# Materials provided
***

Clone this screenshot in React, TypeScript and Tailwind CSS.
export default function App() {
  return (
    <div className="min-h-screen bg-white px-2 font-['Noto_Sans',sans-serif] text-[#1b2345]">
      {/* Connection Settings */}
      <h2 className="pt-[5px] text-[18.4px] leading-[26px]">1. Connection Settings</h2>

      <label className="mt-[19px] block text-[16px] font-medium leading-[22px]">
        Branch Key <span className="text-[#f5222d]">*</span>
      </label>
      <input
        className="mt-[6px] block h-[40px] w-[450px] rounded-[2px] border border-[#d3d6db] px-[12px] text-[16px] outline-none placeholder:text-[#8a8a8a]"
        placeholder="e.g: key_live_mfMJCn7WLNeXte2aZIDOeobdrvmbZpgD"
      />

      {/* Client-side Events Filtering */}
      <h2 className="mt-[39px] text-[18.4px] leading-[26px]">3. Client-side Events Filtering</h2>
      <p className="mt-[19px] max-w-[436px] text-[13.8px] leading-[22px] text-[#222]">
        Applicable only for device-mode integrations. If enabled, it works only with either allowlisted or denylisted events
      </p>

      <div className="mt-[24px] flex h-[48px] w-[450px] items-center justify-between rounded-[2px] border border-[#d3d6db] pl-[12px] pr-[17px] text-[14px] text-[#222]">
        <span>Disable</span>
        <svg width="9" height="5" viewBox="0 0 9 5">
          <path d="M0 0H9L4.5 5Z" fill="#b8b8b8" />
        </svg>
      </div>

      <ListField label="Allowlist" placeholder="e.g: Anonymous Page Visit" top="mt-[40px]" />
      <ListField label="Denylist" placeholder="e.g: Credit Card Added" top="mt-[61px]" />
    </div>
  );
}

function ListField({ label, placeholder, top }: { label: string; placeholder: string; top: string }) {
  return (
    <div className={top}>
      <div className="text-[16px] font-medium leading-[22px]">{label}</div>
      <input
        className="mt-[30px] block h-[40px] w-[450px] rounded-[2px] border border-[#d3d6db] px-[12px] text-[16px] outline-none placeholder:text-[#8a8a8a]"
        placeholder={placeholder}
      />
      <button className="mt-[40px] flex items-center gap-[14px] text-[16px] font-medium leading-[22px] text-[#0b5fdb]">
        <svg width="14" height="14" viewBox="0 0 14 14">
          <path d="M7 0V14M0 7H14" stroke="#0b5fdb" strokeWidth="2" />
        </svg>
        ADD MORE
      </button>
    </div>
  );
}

***

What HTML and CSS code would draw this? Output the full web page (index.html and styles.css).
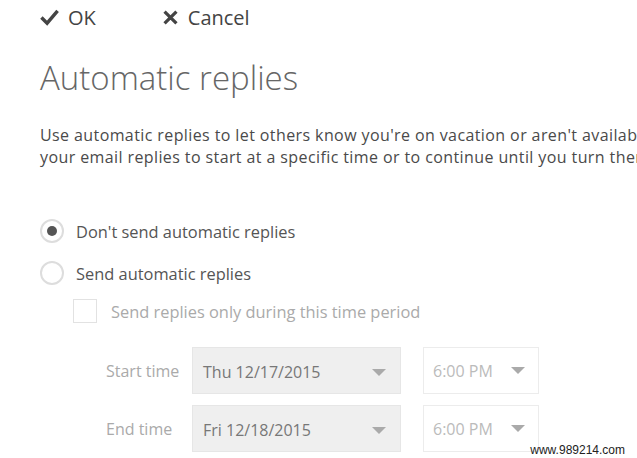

***

# Required work
Pick each line holding the word "this" out of the data and copy it.

# Solution
Clone this screenshot in React, TypeScript and Tailwind CSS.
What HTML and CSS code would draw this? Output the full web page (index.html and styles.css).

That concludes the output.